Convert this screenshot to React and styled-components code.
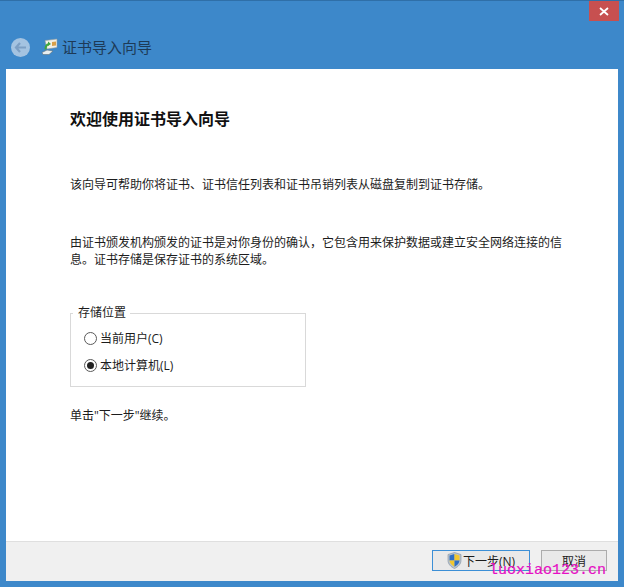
import React from 'react';
import styled, { createGlobalStyle } from 'styled-components';

const GlobalStyle = createGlobalStyle`
  html, body {
    margin: 0;
    padding: 0;
    background: #3c87c9;
  }
  body {
    font-family: "Open Sans", "Noto Sans CJK SC", sans-serif;
  }
`;

const Window = styled.div`
  position: relative;
  width: 624px;
  height: 587px;
  box-sizing: border-box;
  display: flex;
  flex-direction: column;
  background: #3d88ca;
  border-top: 1px solid #2f6fa8;
  overflow: hidden;
`;

const TitleBar = styled.div`
  display: flex;
  justify-content: flex-end;
  height: 25px;
  padding-right: 5px;
`;

const CloseButton = styled.div`
  width: 30px;
  height: 20px;
  background: #c75050;
  display: flex;
  align-items: center;
  justify-content: center;
`;

const NavBar = styled.div`
  display: flex;
  align-items: center;
  box-sizing: border-box;
  height: 43px;
  padding: 0 0 2px 11px;
  color: #1d3a57;
  font-size: 15px;
`;

const BackButton = styled.div`
  width: 19px;
  height: 19px;
  border-radius: 50%;
  background: #a4c3e1;
  display: flex;
  align-items: center;
  justify-content: center;
  margin: 2px 11px 0 0;
`;

const WizardIcon = styled.svg`
  width: 17px;
  height: 17px;
  margin: -1px 4px 0 0;
`;

const Panel = styled.div`
  flex: 1;
  display: flex;
  flex-direction: column;
  margin: 0 6px 6px;
  background: #fff;
`;

const Content = styled.div`
  flex: 1;
  padding: 39px 40px 0 64px;
  color: #1c1c1c;
  font-size: 12px;
  line-height: 17px;
`;

const Heading = styled.h1`
  margin: 0;
  font-size: 16px;
  line-height: 22px;
  font-weight: 700;
  color: #111;
`;

const Paragraph = styled.p`
  margin: ${p => p.$top}px 0 0;
`;

const GroupBox = styled.fieldset`
  box-sizing: border-box;
  width: 236px;
  height: 81px;
  margin: 38px 0 0;
  padding: 0 0 0 14px;
  border: 1px solid #d9d9d9;
  display: block;
`;

const Legend = styled.legend`
  padding: 0 4px 0 5px;
  margin-left: -12px;
  line-height: 14px;
`;

const RadioRow = styled.label`
  display: flex;
  align-items: center;
  height: 17px;
  margin-top: ${p => p.$top}px;
`;

const RadioCircle = styled.span`
  box-sizing: border-box;
  width: 13px;
  height: 13px;
  margin-left: -1px;
  border-radius: 50%;
  border: 1px solid #5a5a5a;
  margin-right: 3px;
  display: flex;
  align-items: center;
  justify-content: center;
`;

const RadioDot = styled.span`
  width: 7px;
  height: 7px;
  border-radius: 50%;
  background: #222;
`;

const Footer = styled.div`
  height: 40px;
  box-sizing: border-box;
  display: flex;
  justify-content: flex-end;
  align-items: center;
  gap: 11px;
  padding: 0 11px 2px 0;
  background: #f0f0f0;
  border-top: 1px solid #dfdfdf;
`;

const Button = styled.div`
  box-sizing: border-box;
  width: ${p => p.$width}px;
  height: 21px;
  display: flex;
  align-items: center;
  justify-content: center;
  font-size: 12px;
  color: #1c1c1c;
  background: #e9e9e9;
  border: 1px solid ${p => (p.$primary ? '#3c8fd6' : '#acacac')};
`;

const ShieldIcon = styled.svg`
  width: 15px;
  height: 17px;
  margin-right: 1px;
`;

const Watermark = styled.div`
  position: absolute;
  right: 18px;
  bottom: 8px;
  color: #e60fc4;
  font-family: "Liberation Mono", monospace;
  font-size: 15px;
  line-height: 16px;
  -webkit-text-stroke: 0.2px #e60fc4;
`;

export default function App() {
  return (
    <>
      <GlobalStyle />
      <Window>
        <TitleBar>
          <CloseButton>
            <svg width="10" height="9" viewBox="0 0 10 9">
              <path d="M1 1l8 7M9 1L1 8" stroke="#fff" strokeWidth="1.8" fill="none" />
            </svg>
          </CloseButton>
        </TitleBar>
        <NavBar>
          <BackButton>
            <svg width="13" height="11" viewBox="0 0 13 11">
              <path d="M6 1L2 5.500 6 10M2 5.500h10" stroke="#7d9fc4" strokeWidth="2.2" fill="none" />
            </svg>
          </BackButton>
          <WizardIcon viewBox="0 0 17 17">
            <path d="M4 2.500l12-1.500v8.500L6 11z" fill="#f4f1e6" stroke="#8d9aa0" strokeWidth="0.6" />
            <path d="M11 4l4-.5v4l-4 .5z" fill="#d9a04a" />
            <path d="M1 14.500l5-2.500 6 1-4 3.500H2z" fill="#e8eef0" stroke="#5f7078" strokeWidth="0.6" />
            <path d="M4.500 11.500c0-3 1-5 3.500-5.500" stroke="#3fa53c" strokeWidth="2" fill="none" />
            <path d="M7 3.500l3 2.500-3 2z" fill="#3fa53c" />
          </WizardIcon>
          证书导入向导
        </NavBar>
        <Panel>
          <Content>
            <Heading>欢迎使用证书导入向导</Heading>
            <Paragraph $top={46}>该向导可帮助你将证书、证书信任列表和证书吊销列表从磁盘复制到证书存储。</Paragraph>
            <Paragraph $top={41}>由证书颁发机构颁发的证书是对你身份的确认，它包含用来保护数据或建立安全网络连接的信息。证书存储是保存证书的系统区域。</Paragraph>
            <GroupBox>
              <Legend>存储位置</Legend>
              <RadioRow $top={10}>
                <RadioCircle />
                当前用户(C)
              </RadioRow>
              <RadioRow $top={10}>
                <RadioCircle>
                  <RadioDot />
                </RadioCircle>
                本地计算机(L)
              </RadioRow>
            </GroupBox>
            <Paragraph $top={20}>单击"下一步"继续。</Paragraph>
          </Content>
          <Footer>
            <Button $primary $width={98}>
              <ShieldIcon viewBox="0 0 15 17">
                <path d="M7.500.500l6.500 2v6c0 3.500-3 6.500-6.500 8-3.500-1.500-6.500-4.500-6.500-8v-6z" fill="#b9c4cf" stroke="#7f8f9f" strokeWidth="0.6" />
                <path d="M7.500 2v6.500H2.500V3.500z" fill="#2f6fc4" />
                <path d="M7.500 2l5 1.500v5h-5z" fill="#f2c72e" />
                <path d="M2.500 8.500h5v6.200c-2.600-1.200-4.800-3.400-5-6.200z" fill="#f2c72e" />
                <path d="M7.500 8.500h5c-.2 2.800-2.400 5-5 6.200z" fill="#2f6fc4" />
              </ShieldIcon>
              下一步(N)
            </Button>
            <Button $width={66}>取消</Button>
          </Footer>
        </Panel>
        <Watermark>luoxiao123.cn</Watermark>
      </Window>
    </>
  );
}
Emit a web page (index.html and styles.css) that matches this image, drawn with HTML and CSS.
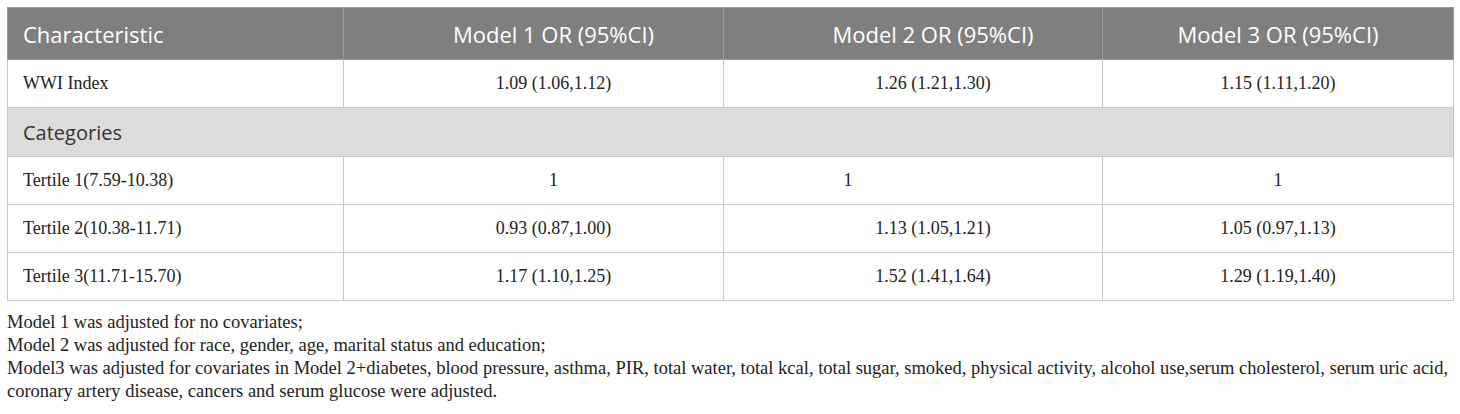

### EXERCISE DESCRIPTION
Each record above should come back exactly the same, only without its pictures.

### FINISHED TASK
Convert this screenshot to React and styled-components code.
import React from 'react';
import styled, { createGlobalStyle } from 'styled-components';

const GlobalStyle = createGlobalStyle`
  html, body {
    margin: 0;
    padding: 0;
    background: #3c87c9;
  }
  body {
    font-family: "Open Sans", "Noto Sans CJK SC", sans-serif;
  }
`;

const Window = styled.div`
  position: relative;
  width: 624px;
  height: 587px;
  box-sizing: border-box;
  display: flex;
  flex-direction: column;
  background: #3d88ca;
  border-top: 1px solid #2f6fa8;
  overflow: hidden;
`;

const TitleBar = styled.div`
  display: flex;
  justify-content: flex-end;
  height: 25px;
  padding-right: 5px;
`;

const CloseButton = styled.div`
  width: 30px;
  height: 20px;
  background: #c75050;
  display: flex;
  align-items: center;
  justify-content: center;
`;

const NavBar = styled.div`
  display: flex;
  align-items: center;
  box-sizing: border-box;
  height: 43px;
  padding: 0 0 2px 11px;
  color: #1d3a57;
  font-size: 15px;
`;

const BackButton = styled.div`
  width: 19px;
  height: 19px;
  border-radius: 50%;
  background: #a4c3e1;
  display: flex;
  align-items: center;
  justify-content: center;
  margin: 2px 11px 0 0;
`;

const WizardIcon = styled.svg`
  width: 17px;
  height: 17px;
  margin: -1px 4px 0 0;
`;

const Panel = styled.div`
  flex: 1;
  display: flex;
  flex-direction: column;
  margin: 0 6px 6px;
  background: #fff;
`;

const Content = styled.div`
  flex: 1;
  padding: 39px 40px 0 64px;
  color: #1c1c1c;
  font-size: 12px;
  line-height: 17px;
`;

const Heading = styled.h1`
  margin: 0;
  font-size: 16px;
  line-height: 22px;
  font-weight: 700;
  color: #111;
`;

const Paragraph = styled.p`
  margin: ${p => p.$top}px 0 0;
`;

const GroupBox = styled.fieldset`
  box-sizing: border-box;
  width: 236px;
  height: 81px;
  margin: 38px 0 0;
  padding: 0 0 0 14px;
  border: 1px solid #d9d9d9;
  display: block;
`;

const Legend = styled.legend`
  padding: 0 4px 0 5px;
  margin-left: -12px;
  line-height: 14px;
`;

const RadioRow = styled.label`
  display: flex;
  align-items: center;
  height: 17px;
  margin-top: ${p => p.$top}px;
`;

const RadioCircle = styled.span`
  box-sizing: border-box;
  width: 13px;
  height: 13px;
  margin-left: -1px;
  border-radius: 50%;
  border: 1px solid #5a5a5a;
  margin-right: 3px;
  display: flex;
  align-items: center;
  justify-content: center;
`;

const RadioDot = styled.span`
  width: 7px;
  height: 7px;
  border-radius: 50%;
  background: #222;
`;

const Footer = styled.div`
  height: 40px;
  box-sizing: border-box;
  display: flex;
  justify-content: flex-end;
  align-items: center;
  gap: 11px;
  padding: 0 11px 2px 0;
  background: #f0f0f0;
  border-top: 1px solid #dfdfdf;
`;

const Button = styled.div`
  box-sizing: border-box;
  width: ${p => p.$width}px;
  height: 21px;
  display: flex;
  align-items: center;
  justify-content: center;
  font-size: 12px;
  color: #1c1c1c;
  background: #e9e9e9;
  border: 1px solid ${p => (p.$primary ? '#3c8fd6' : '#acacac')};
`;

const ShieldIcon = styled.svg`
  width: 15px;
  height: 17px;
  margin-right: 1px;
`;

const Watermark = styled.div`
  position: absolute;
  right: 18px;
  bottom: 8px;
  color: #e60fc4;
  font-family: "Liberation Mono", monospace;
  font-size: 15px;
  line-height: 16px;
  -webkit-text-stroke: 0.2px #e60fc4;
`;

export default function App() {
  return (
    <>
      <GlobalStyle />
      <Window>
        <TitleBar>
          <CloseButton>
            <svg width="10" height="9" viewBox="0 0 10 9">
              <path d="M1 1l8 7M9 1L1 8" stroke="#fff" strokeWidth="1.8" fill="none" />
            </svg>
          </CloseButton>
        </TitleBar>
        <NavBar>
          <BackButton>
            <svg width="13" height="11" viewBox="0 0 13 11">
              <path d="M6 1L2 5.500 6 10M2 5.500h10" stroke="#7d9fc4" strokeWidth="2.2" fill="none" />
            </svg>
          </BackButton>
          <WizardIcon viewBox="0 0 17 17">
            <path d="M4 2.500l12-1.500v8.500L6 11z" fill="#f4f1e6" stroke="#8d9aa0" strokeWidth="0.6" />
            <path d="M11 4l4-.5v4l-4 .5z" fill="#d9a04a" />
            <path d="M1 14.500l5-2.500 6 1-4 3.500H2z" fill="#e8eef0" stroke="#5f7078" strokeWidth="0.6" />
            <path d="M4.500 11.500c0-3 1-5 3.500-5.500" stroke="#3fa53c" strokeWidth="2" fill="none" />
            <path d="M7 3.500l3 2.500-3 2z" fill="#3fa53c" />
          </WizardIcon>
          证书导入向导
        </NavBar>
        <Panel>
          <Content>
            <Heading>欢迎使用证书导入向导</Heading>
            <Paragraph $top={46}>该向导可帮助你将证书、证书信任列表和证书吊销列表从磁盘复制到证书存储。</Paragraph>
            <Paragraph $top={41}>由证书颁发机构颁发的证书是对你身份的确认，它包含用来保护数据或建立安全网络连接的信息。证书存储是保存证书的系统区域。</Paragraph>
            <GroupBox>
              <Legend>存储位置</Legend>
              <RadioRow $top={10}>
                <RadioCircle />
                当前用户(C)
              </RadioRow>
              <RadioRow $top={10}>
                <RadioCircle>
                  <RadioDot />
                </RadioCircle>
                本地计算机(L)
              </RadioRow>
            </GroupBox>
            <Paragraph $top={20}>单击"下一步"继续。</Paragraph>
          </Content>
          <Footer>
            <Button $primary $width={98}>
              <ShieldIcon viewBox="0 0 15 17">
                <path d="M7.500.500l6.500 2v6c0 3.500-3 6.500-6.500 8-3.500-1.500-6.500-4.500-6.500-8v-6z" fill="#b9c4cf" stroke="#7f8f9f" strokeWidth="0.6" />
                <path d="M7.500 2v6.500H2.500V3.500z" fill="#2f6fc4" />
                <path d="M7.500 2l5 1.500v5h-5z" fill="#f2c72e" />
                <path d="M2.500 8.500h5v6.200c-2.600-1.200-4.800-3.400-5-6.200z" fill="#f2c72e" />
                <path d="M7.500 8.500h5c-.2 2.800-2.400 5-5 6.200z" fill="#2f6fc4" />
              </ShieldIcon>
              下一步(N)
            </Button>
            <Button $width={66}>取消</Button>
          </Footer>
        </Panel>
        <Watermark>luoxiao123.cn</Watermark>
      </Window>
    </>
  );
}
Emit a web page (index.html and styles.css) that matches this image, drawn with HTML and CSS.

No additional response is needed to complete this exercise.